Plaintiffs are three nonprofit organizations and an individual who planned to hold "peaceful demonstrations honoring George Floyd and other victims of racism and police brutality." {Plaintiffs repeatedly emphasize the peaceful nature of their demonstrations throughout the Amended Complaint.} … Plaintiffs argue that the Act targets protected speech under the First Amendment, employs vague and overbroad definitions, and retaliates against protesters through excessive bail and fines. Plaintiffs further allege that they fear prosecution and imposition of civil liability under the Act—notwithstanding their intent to protest peacefully….

Plaintiffs fail to satisfy the three-part standard [for standing to mount a pre-enforcement challenge] laid out in Susan B. Anthony List v. Driehaus. In particular, they do not allege any intended conduct that is "arguably proscribed" by the Act. According to Plaintiffs, they engage in peaceful protests and counsel others to do the same. They make no argument that this conduct is proscribed. On the contrary, the Statute explicitly allows for peaceful protests. ("This section does not prohibit constitutionally protected activity such as a peaceful protest.").

Notwithstanding Plaintiffs' repeated emphasis that they have "no intent to incite a riot or promote force" they argue that the Act "threatens to impose liability … regardless of their intent to incite violence." This is not a reasonable interpretation of the Statute. Section 870.01(2) explains that "[a] person commits a riot if he or she willfully participates in a violent public disturbance involving an assembly of three or more persons, acting with a common intent to assist each other in violent and disorderly conduct." Likewise, "[a] person commits inciting a riot if he or she willfully incites another person to participate in a riot, resulting in a riot or imminent danger of a riot."

Although "[n]othing in [the Supreme Court's] decisions requires a plaintiff who wishes to challenge the constitutionality of a law to confess that he will in fact violate that law," he must identify conduct that could at least arguably violate the law. In this case, Plaintiffs' persistent disavowal of an intent to cause violence prevents them from falling within the ambit of a Statute with an express intent requirement. Therefore, they have not identified any protected conduct or speech that is arguably proscribed by the Statute.

{The Susan B. Anthony List petitioners also disavowed an intent to violate the statute, but that case is distinguishable. The petitioners insisted that their anti-abortion statements were truthful, but the Court explained that their subjective beliefs were irrelevant to whether the statements were arguably untrue—and therefore arguably proscribed by the statute. This line of reasoning is inapposite here. Plaintiffs' subjective intent is the whole ball of wax.

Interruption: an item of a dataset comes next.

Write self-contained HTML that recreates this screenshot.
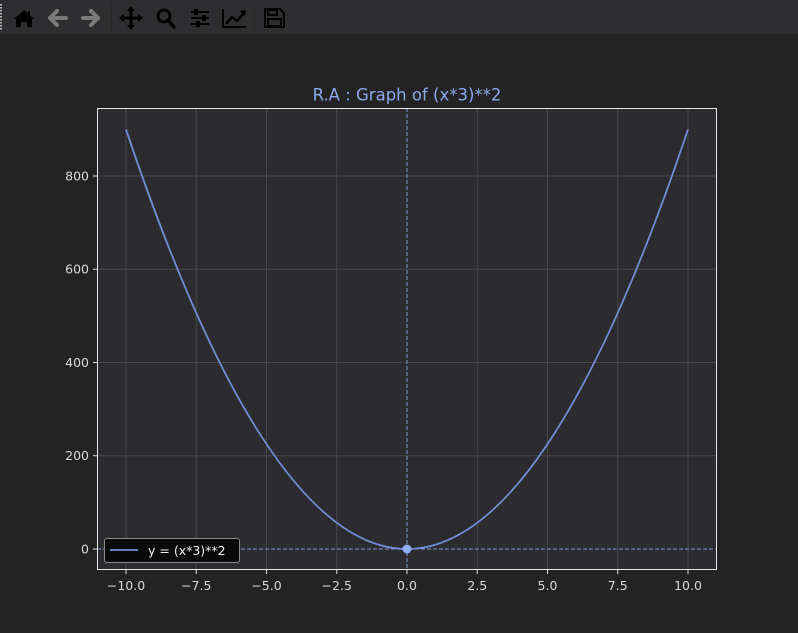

Conduct is either intentional or it is not.}

The flaw in Plaintiffs' reasoning is subtle—they do not argue that the Statute itself improperly penalizes protected speech, but that the Statute will be improperly applied to penalize protected speech. They argue that the Statute "increases opportunities for selective enforcement and selective prosecution based on hostility toward unpopular views, like Black Lives Matter." The Court agrees that this outcome is possible—if not probable. But the potential for viewpoint-based application of a facially neutral law cannot be litigated ex ante. Selective enforcement against disfavored speakers "would of course be unconstitutional, but [the Supreme Court] think[s] that this abuse must be dealt with if and when a pattern of unlawful favoritism appears."

In sum, the Amended Complaint does not allege a credible threat of prosecution for "encouraging and advising peaceful demonstrations." Therefore, Plaintiffs have not alleged an objectively reasonable fear that the Statute will be enforced against them. Their subjective chill is "insufficient to sustain the burden that Article III imposes."

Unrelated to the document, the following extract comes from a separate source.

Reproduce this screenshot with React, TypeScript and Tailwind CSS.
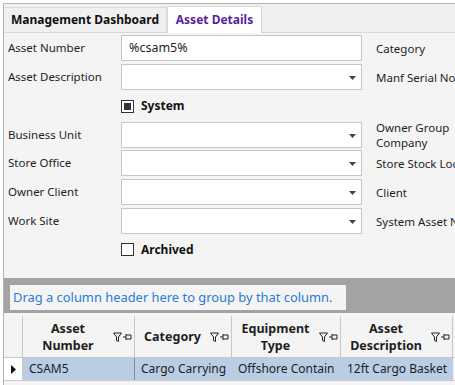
import React from "react";

const font = { fontFamily: '"Noto Sans", "Open Sans", sans-serif' };

function Arrow() {
  return (
    <svg width="7" height="4" viewBox="0 0 7 4" className="absolute right-[5px] top-[11px]">
      <path d="M0 0h7L3.5 4z" fill="#444" />
    </svg>
  );
}

function Field({ dropdown, value }: { dropdown?: boolean; value?: string }) {
  return (
    <div className="relative shrink-0 w-[241px] h-[26px] bg-white border border-[#c6c6c6] flex items-center pl-[7px] text-[12.5px] text-[#1e1e1e]">
      {value}
      {dropdown && <Arrow />}
    </div>
  );
}

function Row({ label, right, dropdown, value, className }: { label: string; right: React.ReactNode; dropdown?: boolean; value?: string; className?: string }) {
  return (
    <div className={"flex items-center h-[26px] " + (className ?? "")}>
      <div className="w-[117px] shrink-0 pl-[4px] text-[11.5px] text-[#1e1e1e]">{label}</div>
      <Field dropdown={dropdown} value={value} />
      <div className="h-[26px] flex items-center pl-[14px] text-[11.5px] text-[#1e1e1e] whitespace-nowrap leading-[15px]">
        <div>{right}</div>
      </div>
    </div>
  );
}

function FilterPin() {
  return (
    <svg width="19" height="10" viewBox="0 0 19 10" className="shrink-0">
      <path d="M0.5 1h8L5.5 5v4.5l-2-1V5z" fill="none" stroke="#222" strokeWidth="1" />
      <path d="M10 5h3M13 2v6M13 3h5v4h-5" fill="none" stroke="#222" strokeWidth="1" />
    </svg>
  );
}

function Header({ children, w }: { children: React.ReactNode; w: string }) {
  return (
    <div className={"flex items-center shrink-0 border-r border-[#c8c8c8] pr-[2px] " + w}>
      <div className="flex-1 text-center font-bold text-[12.5px] leading-[17px] text-[#1e1e1e] whitespace-nowrap">{children}</div>
      <FilterPin />
    </div>
  );
}

export default function App() {
  return (
    <div className="w-[455px] h-[385px] overflow-hidden bg-white pl-[3px] pt-[3px]" style={font}>
      <div className="h-full border-l border-t border-[#b4b4b4] bg-[#f0f0f0] flex flex-col">
        {/* tabs */}
        <div className="h-[29px] flex items-end border-b border-[#d9d9d9] shrink-0">
          <div className="h-[25px] w-[163px] shrink-0 border-r border-t border-[#d9d9d9] flex items-center justify-center whitespace-nowrap font-bold text-[12px] text-[#111]">
            Management Dashboard
          </div>
          <div className="h-[27px] w-[95px] shrink-0 -mb-px bg-white border border-b-0 border-[#d9d9d9] flex items-center justify-center whitespace-nowrap font-bold text-[12px] text-[#5b1f9a]">
            Asset Details
          </div>
        </div>
        {/* form */}
        <div className="bg-[#f4f4f4] h-[245px] shrink-0 pt-[2px]">
          <Row label="Asset Number" right="Category" value="%csam5%" />
          <Row className="mt-[3px]" label="Asset Description" right="Manf Serial No" dropdown />
          <div className="h-[32px] flex items-center pl-[117px]">
            <div className="w-[13px] h-[13px] border border-[#333] bg-white flex items-center justify-center">
              <div className="w-[7px] h-[7px] bg-[#333]" />
            </div>
            <span className="ml-[7px] font-bold text-[12px] text-[#111]">System</span>
          </div>
          <Row label="Business Unit" right={<>Owner Group<br />Company</>} dropdown />
          <Row className="mt-[2px]" label="Store Office" right="Store Stock Loc" dropdown />
          <Row className="mt-[3px]" label="Owner Client" right="Client" dropdown />
          <Row className="mt-[3px]" label="Work Site" right="System Asset N" dropdown />
          <div className="h-[31px] flex items-center pl-[117px]">
            <div className="w-[13px] h-[13px] border border-[#333] bg-white" />
            <span className="ml-[7px] font-bold text-[12px] text-[#111]">Archived</span>
          </div>
        </div>
        {/* group panel */}
        <div className="bg-[#a3a3a3] h-[35px] shrink-0 pl-[6px] pt-[7px]">
          <div className="w-[336px] h-[25px] bg-[#f4f4f4] flex items-center pl-[3px] text-[12.9px] text-[#2b7bd6] whitespace-nowrap">
            Drag a column header here to group by that column.
          </div>
        </div>
        {/* grid */}
        <div className="flex-1 bg-[#f4f4f4] pt-[3px]">
          <div className="flex h-[42px] border-b border-[#c8c8c8] bg-[#f4f4f4]">
            <div className="w-[19px] shrink-0 border-r border-[#c8c8c8]" />
            <Header w="w-[112px]">Asset<br />Number</Header>
            <Header w="w-[97px]">Category</Header>
            <Header w="w-[109px]">Equipment<br />Type</Header>
            <Header w="w-[112px]">Asset<br />Description</Header>
          </div>
          <div className="flex h-[23px] border-b border-[#c8c8c8] text-[12px] text-[#1e1e1e] whitespace-nowrap">
            <div className="w-[19px] shrink-0 border-r border-[#c8c8c8] flex items-center justify-center bg-white">
              <svg width="5" height="9" viewBox="0 0 5 9"><path d="M0 0l5 4.5L0 9z" fill="#111" /></svg>
            </div>
            <div className="w-[112px] shrink-0 bg-[#b9cde5] border-r border-[#8a8a8a] flex items-center pl-[6px]">CSAM5</div>
            <div className="w-[97px] shrink-0 bg-[#b9cde5] flex items-center pl-[6px]">Cargo Carrying</div>
            <div className="w-[109px] shrink-0 bg-[#b9cde5] flex items-center pl-[6px]">Offshore Contain</div>
            <div className="w-[112px] shrink-0 bg-[#b9cde5] flex items-center pl-[6px]">12ft Cargo Basket</div>
          </div>
        </div>
      </div>
    </div>
  );
}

As a final note, the Court pauses to emphasize that its holding is limited to the extremely narrow issue of whether these particular Plaintiffs have standing to sue in this particular case. The Statute could very well be applied in an unconstitutional manner and have an unconstitutional chilling effect on speech. Indeed, it seems clear to the Court that Defendants would consider the suppression of anti-police brutality protests—violent or otherwise—a feature, not a bug. {Governor DeSantis explicitly characterized the Statute as "pro-law enforcement." Paul LeBlanc, Florida Governor Signs Controversial 'Pro-Law Enforcement' Law Cracking Down on Riots, CNN (Apr. 19, 2021), https://www.cnn.com/2021/04/19/politics/ron-desantis- signs-combating-public-disorder-act/index.html.} {On the other hand, it is also possible that the Statute's passage was merely political theater with no practical consequences beyond virtue-signaling to Defendants' base voters. As Plaintiffs note, "the conduct barred by the [Statute] is already proscribed by laws currently on the books of the [S]tate of Florida."}

Nonetheless, federal courts do not sit as super-legislatures with the power to invalidate reckless and partisan policies. Rather, we resolve cases or controversies, and Plaintiffs here have not presented one.